## start DATASET EXTRACT
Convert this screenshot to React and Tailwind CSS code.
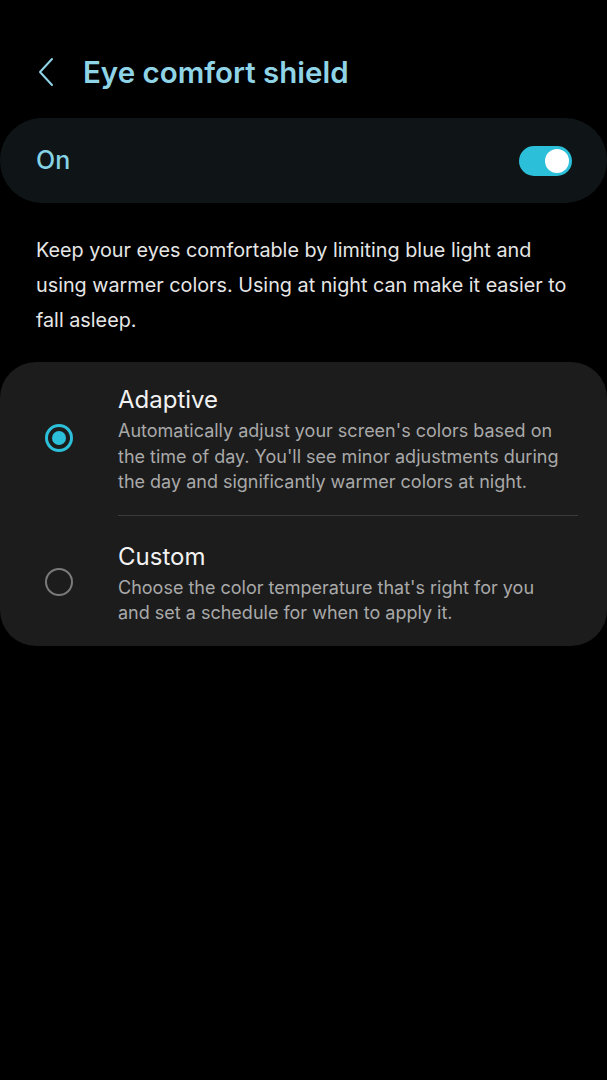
import React from 'react'

const font = { fontFamily: 'Inter, Roboto, "Noto Sans", sans-serif' }

function Radio({ checked }) {
  if (checked) {
    return (
      <div className="flex h-[28px] w-[28px] items-center justify-center rounded-full border-[3px] border-[#2cbfd9]">
        <div className="h-[14px] w-[14px] rounded-full bg-[#2cbfd9]" />
      </div>
    )
  }
  return <div className="h-[28px] w-[28px] rounded-full border-2 border-[#7a7a7a]" />
}

function Option({ checked, title, desc }) {
  return (
    <div className="flex items-center">
      <div className="flex w-[118px] shrink-0 justify-center">
        <Radio checked={checked} />
      </div>
      <div className="pr-[38px]">
        <div className="text-[24px] leading-[36px] text-[#f2f2f2]">{title}</div>
        <div className="text-[18px] leading-[25.5px] text-[#a9a9a9]">{desc}</div>
      </div>
    </div>
  )
}

export default function App() {
  return (
    <div className="min-h-[1080px] w-[607px] bg-black" style={font}>
      <div className="flex h-[118px] items-center pl-[36px] pt-[26px]">
        <svg width="20" height="30" viewBox="0 0 20 30" className="mr-[27px]">
          <path d="M16 2 L4 15 L16 28" fill="none" stroke="#8fd4e6" strokeWidth="2" strokeLinecap="round" strokeLinejoin="round" />
        </svg>
        <h1 className="text-[29.5px] font-semibold text-[#8fd4e6]">Eye comfort shield</h1>
      </div>

      <div className="flex h-[85px] items-center justify-between rounded-[42px] bg-[#0f1517] pl-[36px] pr-[35px]">
        <span className="text-[25px] font-medium text-[#85d3e4]">On</span>
        <div className="flex h-[30px] w-[53px] items-center justify-end rounded-full bg-[#2cbfd9] pr-[3px]">
          <div className="h-[24px] w-[24px] rounded-full bg-white" />
        </div>
      </div>

      <p className="px-[36px] pt-[30px] pb-[24px] text-[19.8px] leading-[35px] text-[#e6e6e6]">
        Keep your eyes comfortable by limiting blue light and using warmer colors. Using at night can make it easier to fall asleep.
      </p>

      <div className="rounded-[36px] bg-[#1c1c1c] pt-[20px] pb-[20px]">
        <Option
          checked
          title="Adaptive"
          desc="Automatically adjust your screen's colors based on the time of day. You'll see minor adjustments during the day and significantly warmer colors at night."
        />
        <div className="ml-[118px] mr-[29px] mt-[20px] mb-[23px] h-px bg-[#3c3c3c]" />
        <Option
          title="Custom"
          desc="Choose the color temperature that's right for you and set a schedule for when to apply it."
        />
      </div>
    </div>
  )
}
## end DATASET EXTRACT
- **WORK TO COMPLETE**:
Write out the data precisely as given, excluding the pictures.

- **CORRECT RESPONSE**:
Convert this screenshot to React and Tailwind CSS code.
import React from 'react'

const font = { fontFamily: 'Inter, Roboto, "Noto Sans", sans-serif' }

function Radio({ checked }) {
  if (checked) {
    return (
      <div className="flex h-[28px] w-[28px] items-center justify-center rounded-full border-[3px] border-[#2cbfd9]">
        <div className="h-[14px] w-[14px] rounded-full bg-[#2cbfd9]" />
      </div>
    )
  }
  return <div className="h-[28px] w-[28px] rounded-full border-2 border-[#7a7a7a]" />
}

function Option({ checked, title, desc }) {
  return (
    <div className="flex items-center">
      <div className="flex w-[118px] shrink-0 justify-center">
        <Radio checked={checked} />
      </div>
      <div className="pr-[38px]">
        <div className="text-[24px] leading-[36px] text-[#f2f2f2]">{title}</div>
        <div className="text-[18px] leading-[25.5px] text-[#a9a9a9]">{desc}</div>
      </div>
    </div>
  )
}

export default function App() {
  return (
    <div className="min-h-[1080px] w-[607px] bg-black" style={font}>
      <div className="flex h-[118px] items-center pl-[36px] pt-[26px]">
        <svg width="20" height="30" viewBox="0 0 20 30" className="mr-[27px]">
          <path d="M16 2 L4 15 L16 28" fill="none" stroke="#8fd4e6" strokeWidth="2" strokeLinecap="round" strokeLinejoin="round" />
        </svg>
        <h1 className="text-[29.5px] font-semibold text-[#8fd4e6]">Eye comfort shield</h1>
      </div>

      <div className="flex h-[85px] items-center justify-between rounded-[42px] bg-[#0f1517] pl-[36px] pr-[35px]">
        <span className="text-[25px] font-medium text-[#85d3e4]">On</span>
        <div className="flex h-[30px] w-[53px] items-center justify-end rounded-full bg-[#2cbfd9] pr-[3px]">
          <div className="h-[24px] w-[24px] rounded-full bg-white" />
        </div>
      </div>

      <p className="px-[36px] pt-[30px] pb-[24px] text-[19.8px] leading-[35px] text-[#e6e6e6]">
        Keep your eyes comfortable by limiting blue light and using warmer colors. Using at night can make it easier to fall asleep.
      </p>

      <div className="rounded-[36px] bg-[#1c1c1c] pt-[20px] pb-[20px]">
        <Option
          checked
          title="Adaptive"
          desc="Automatically adjust your screen's colors based on the time of day. You'll see minor adjustments during the day and significantly warmer colors at night."
        />
        <div className="ml-[118px] mr-[29px] mt-[20px] mb-[23px] h-px bg-[#3c3c3c]" />
        <Option
          title="Custom"
          desc="Choose the color temperature that's right for you and set a schedule for when to apply it."
        />
      </div>
    </div>
  )
}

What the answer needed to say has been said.